Please print exactly the lines below, from the start of the material up to and including the line with "let total = $derived((unitPrice", but none of the pictures.

#### Information supplied
──────────────────────────────

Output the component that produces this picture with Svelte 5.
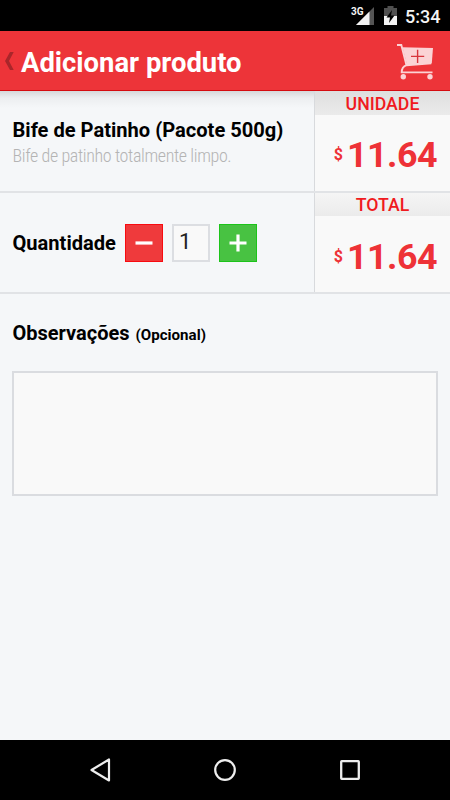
<script lang="ts">
	const unitPrice = 11.64;

	let quantity = $state(1);
	let notes = $state('');
	let total = $derived((unitPrice * quantity).toFixed(2));

	const decrease = () => {
		if (quantity > 1) quantity -= 1;
	};

	const increase = () => {
		quantity += 1;
	};
</script>

<div class="screen">
	<div class="status-bar">
		<span class="network">3G</span>
		<svg class="signal" width="18" height="18" viewBox="0 0 18 18">
			<path d="M18 0V18H0Z" fill="#555" />
			<path d="M13.5 4.5V18H0Z" fill="#f2f2f2" />
		</svg>
		<svg class="battery" width="13" height="19" viewBox="0 0 13 19">
			<path d="M3.5 0H9.5V2H13V10H0V2H3.5Z" fill="#505050" />
			<path d="M0 10H13V19H0Z" fill="#f4f4f4" />
			<path d="M8 4L2.5 11.5H6L5 17L10.5 9.5H7Z" fill="#000" />
		</svg>
		<span class="clock">5:34</span>
	</div>

	<header>
		<button class="back" aria-label="Voltar">
			<svg width="9" height="18" viewBox="0 0 9 18">
				<path d="M5 0H8.7L4 9L8.7 18H5L0 9Z" fill="#a9262a" />
			</svg>
		</button>
		<h1>Adicionar produto</h1>
		<button class="cart" aria-label="Carrinho">
			<svg width="37" height="36" viewBox="0 0 37 36">
				<path d="M5.5 3.3L36 4L34.8 19.3L10 21Z" fill="#fbd3d5" />
				<path
					d="M0 1H4.3L9.5 21.2C6 22.5 4.7 25 4.7 28.4H35.5M9.5 21.2L34.3 19.2"
					fill="none"
					stroke="#fbd3d5"
					stroke-width="1.9"
				/>
				<circle cx="6.3" cy="32.8" r="2.7" fill="#fbd3d5" />
				<circle cx="33" cy="32.8" r="2.7" fill="#fbd3d5" />
				<path d="M14 12.4H27.2M20.6 5.8V19" stroke="#d8353c" stroke-width="1.4" />
			</svg>
		</button>
	</header>

	<main>
		<section class="row first">
			<div class="info product">
				<h2>Bife de Patinho (Pacote 500g)</h2>
				<p class="description">Bife de patinho totalmente limpo.</p>
			</div>
			<div class="price">
				<h3>UNIDADE</h3>
				<p><small>$</small><strong>{unitPrice.toFixed(2)}</strong></p>
			</div>
		</section>

		<section class="row second">
			<div class="info quantity">
				<label for="quantity">Quantidade</label>
				<button class="step minus" onclick={decrease} aria-label="Diminuir">
					<svg width="18" height="18" viewBox="0 0 18 18">
						<path d="M0.5 9H17.5" stroke="#fff" stroke-width="3.2" />
					</svg>
				</button>
				<input id="quantity" type="text" bind:value={quantity} />
				<button class="step plus" onclick={increase} aria-label="Aumentar">
					<svg width="18" height="18" viewBox="0 0 18 18">
						<path d="M0.5 9H17.5M9 0.5V17.5" stroke="#fff" stroke-width="3.2" />
					</svg>
				</button>
			</div>
			<div class="price">
				<h3>TOTAL</h3>
				<p><small>$</small><strong>{total}</strong></p>
			</div>
		</section>

		<section class="notes">
			<label for="notes">Observações <small>(Opcional)</small></label>
			<textarea id="notes" bind:value={notes}></textarea>
		</section>
	</main>

	<nav>
		<svg width="24" height="26" viewBox="0 0 24 26">
			<path d="M21 2.5V23.5L3.5 13Z" fill="none" stroke="#eee" stroke-width="2.2" stroke-linejoin="round" />
		</svg>
		<svg width="24" height="24" viewBox="0 0 24 24">
			<circle cx="12" cy="12" r="9.8" fill="none" stroke="#eee" stroke-width="2.2" />
		</svg>
		<svg width="24" height="24" viewBox="0 0 24 24">
			<rect x="3.2" y="3.2" width="17.6" height="17.6" rx="0.5" fill="none" stroke="#eee" stroke-width="2.3" />
		</svg>
	</nav>
</div>

<style>
	:global(body) {
		margin: 0;
	}

	.screen {
		display: flex;
		flex-direction: column;
		height: 800px;
		background: #f5f7f9;
		color: #000;
		font-family: Roboto, 'Liberation Sans', sans-serif;

		& * {
			box-sizing: border-box;
		}

		& h1,
		& h2,
		& h3,
		& p {
			margin: 0;
			white-space: nowrap;
		}

		& button {
			padding: 0;
			border: 0;
			background: none;
			cursor: pointer;
		}

		& svg {
			display: block;
		}
	}

	.status-bar {
		display: flex;
		height: 31px;
		padding: 7px 10px 0 351px;
		background: #000;
		color: #f4f4f4;

		& .network {
			width: 5px;
			font-size: 10px;
			font-weight: 700;
			font-stretch: 90%;
			line-height: 10px;
		}

		& .signal {
			flex: none;
		}

		& .battery {
			flex: none;
			margin: -1px 0 0 10px;
		}

		& .clock {
			margin-left: 8px;
			font-size: 18px;
			font-weight: 500;
			line-height: 19px;
		}
	}

	header {
		display: flex;
		align-items: center;
		height: 60px;
		padding: 3px 16px 0 5px;
		border-bottom: 1px solid #d50b10;
		background: #ed3439;
		color: #fff;

		& .back {
			margin-top: -3px;
		}

		& h1 {
			padding: 2px 0 0 7px;
			font-size: 27.4px;
			font-weight: 700;
			line-height: 32px;
		}

		& .cart {
			margin: -1px 0 0 auto;
		}
	}

	main {
		flex: 1;
		background: linear-gradient(#d6d8da, #eceef0 7px, #f5f7f9 17px);
	}

	.row {
		display: flex;
		height: 101px;
		border-bottom: 2px solid #e1e3e6;

		& .info {
			width: 314px;
			padding-left: 12.5px;
		}

		& .product {
			padding-top: 27px;
		}

		& h2 {
			font-size: 20.1px;
			font-weight: 700;
			line-height: 24px;
		}

		& .description {
			color: #b4b4b4;
			font-size: 18px;
			font-weight: 300;
			font-stretch: 75%;
			letter-spacing: -0.38px;
			line-height: 27px;
		}
	}

	.first {
		height: 102px;
	}

	.price {
		flex: 1;
		border-left: 1px solid #d8dadd;
		background: #f9f9f9;
		color: #ee3237;

		& h3 {
			height: 24px;
			background: linear-gradient(#dedede, #ebebeb);
			color: #f01a20;
			font-size: 17.7px;
			font-weight: 500;
			line-height: 26px;
			text-align: center;
		}

		& p {
			display: flex;
			justify-content: flex-end;
			align-items: center;
			padding: 18px 13px 0 0;
			line-height: 44px;
		}

		& small {
			margin: -1px 4px 0 0;
			font-size: 16px;
			font-weight: 700;
		}

		& strong {
			font-size: 35.8px;
			font-weight: 700;
			letter-spacing: -0.5px;
		}
	}

	.second .price h3 {
		height: 23px;
		margin-bottom: 1px;
		background: linear-gradient(#f5f5f5, #ebebeb);
		line-height: 24px;
	}

	.quantity {
		display: flex;
		align-items: center;

		& label {
			width: 112.5px;
			font-size: 20.1px;
			font-weight: 700;
		}

		& .step {
			display: flex;
			justify-content: center;
			align-items: center;
			width: 38px;
			height: 38px;
		}

		& .minus {
			border: 1px solid #f80b10;
			background: #ef3a3c;
		}

		& .plus {
			border: 1px solid #1cc41a;
			background: #48c242;
		}

		& input {
			width: 38px;
			height: 38px;
			margin: 0 9px;
			padding: 0 0 3px 5px;
			border: 2px solid #dcdee2;
			background: #f9f9f9;
			color: #222;
			font: 400 22px Roboto, sans-serif;
			outline: none;
		}
	}

	.notes {
		padding: 27px 12px 0;

		& label {
			display: block;
			padding-left: 0.5px;
			font-size: 20px;
			font-weight: 700;
			line-height: 24px;
		}

		& small {
			margin-left: 1px;
			font-size: 15.1px;
		}

		& textarea {
			display: block;
			width: 426px;
			height: 125px;
			margin-top: 24px;
			border: 2px solid #dadce0;
			background: #f9f9f9;
			outline: none;
			resize: none;
		}
	}

	nav {
		display: flex;
		justify-content: space-between;
		align-items: center;
		height: 60px;
		padding: 0 88px;
		background: #000;
	}
</style>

──────────────────────────────

#### Solution to this problem
Output the component that produces this picture with Svelte 5.
<script lang="ts">
	const unitPrice = 11.64;

	let quantity = $state(1);
	let notes = $state('');
	let total = $derived((unitPrice * quantity).toFixed(2));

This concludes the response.